Apache Airflow - Kubernetes Executor
- Introduction
- Deploying Airflow on Kubernetes
- Overall Steps
- Create a Namespace
- Add the Helm Repository
- Download values.yaml
- Create a Secret for Azure Storage Account
- Create a PVC for dags and logs
- Create PVC for logs
- Create PVCs for dags and logs (Deprecated)

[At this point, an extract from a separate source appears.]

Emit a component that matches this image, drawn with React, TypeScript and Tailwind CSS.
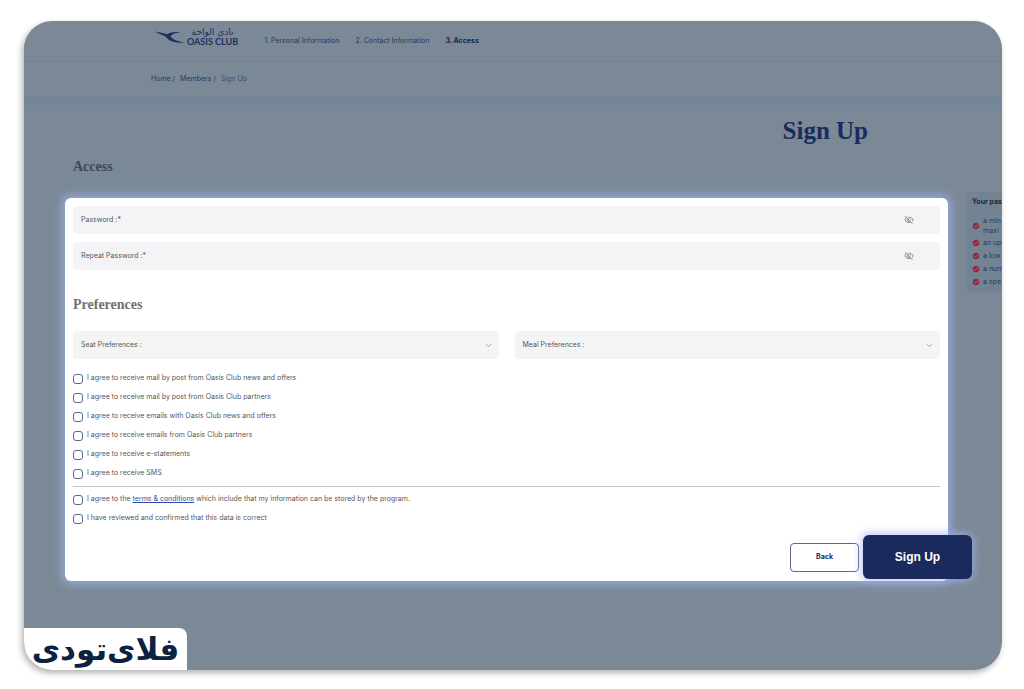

- Create PVCs for pod template files and application data
- Create public IP for webserver
- Custom Docker Image
- Create Secret for webserver secret key
- Create Secret for Fernet Key
- pod_template_file.yaml
- Customize values.yaml
- Install Airflow using Helm chart
- Uninstall Airflow
- Hello World DAG
- Conclusion

Introduction
This article is part of the series on Airflow on Kubernetes. In this series, we will cover the following topics:
This is the first article in the series.
This guide will show you how to install Airflow on Kubernetes.
What is Airflow®?
Apache Airflow® is an open-source platform for developing, scheduling, and monitoring batch-oriented workflows. Airflow’s extensible Python framework enables you to build workflows connecting with virtually any technology. A web interface helps manage the state of your workflows. Airflow is deployable in many ways, varying from a single process on your laptop to a distributed setup to support even the biggest workflows.

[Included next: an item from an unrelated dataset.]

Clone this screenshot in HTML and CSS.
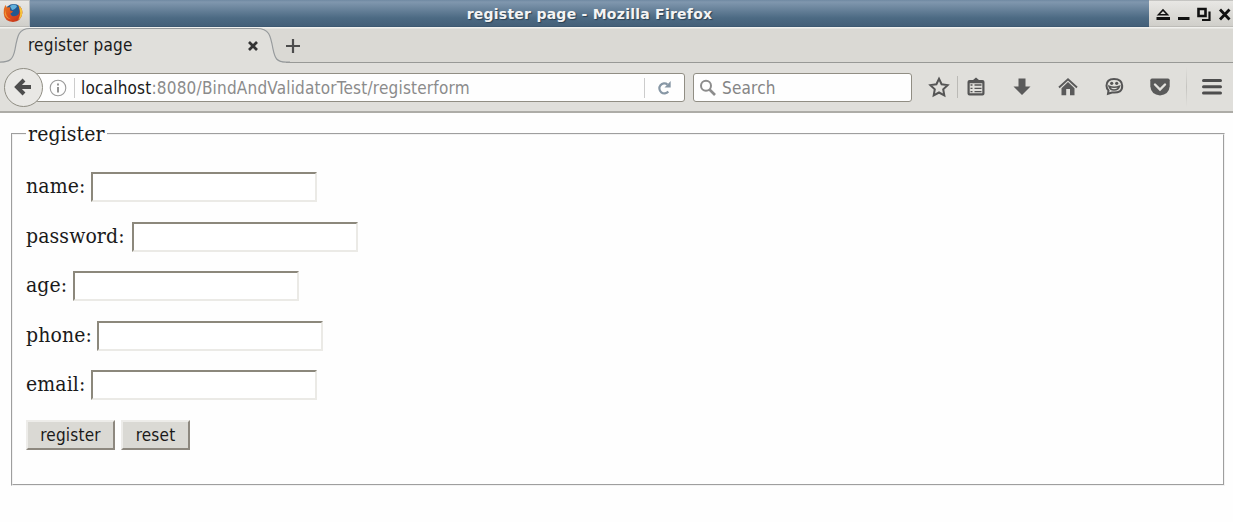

https://airflow.apache.org/docs/
Workflow as code
The main characteristic of Airflow workflows is that all workflows are defined in Python code. “Workflows as code” serves several purposes:
Dynamic |
Airflow pipelines are configured as Python code, allowing for dynamic pipeline generation. |
Extensible |
The Airflow® framework contains operators to connect with numerous technologies. All Airflow components are extensible to easily adjust to your environment. |
Flexible |
Workflow parameterization is built-in leveraging the Jinja templating engine. |
For more information, refer to the link below:
Deploying Airflow on Kubernetes
In this section, we will see how to deploy Airflow on Kubernetes using the Helm chart.
Overall Steps
Here are the overall steps to deploy Airflow on Kubernetes:
-
Create a Namespace
-
Add the Helm Repository
-
Create a PVC for dags and logs
-
Create PVCs for pod template files and application data
-
Create a public IP for the webserver
-
Create a custom Docker image(Not Required)
-
Create a secret for the webserver
-
Create a secret for the Fernet key
-
Install Airflow using Helm chart
Create a Namespace
We will create a namespace called 'airflow' to deploy Airflow.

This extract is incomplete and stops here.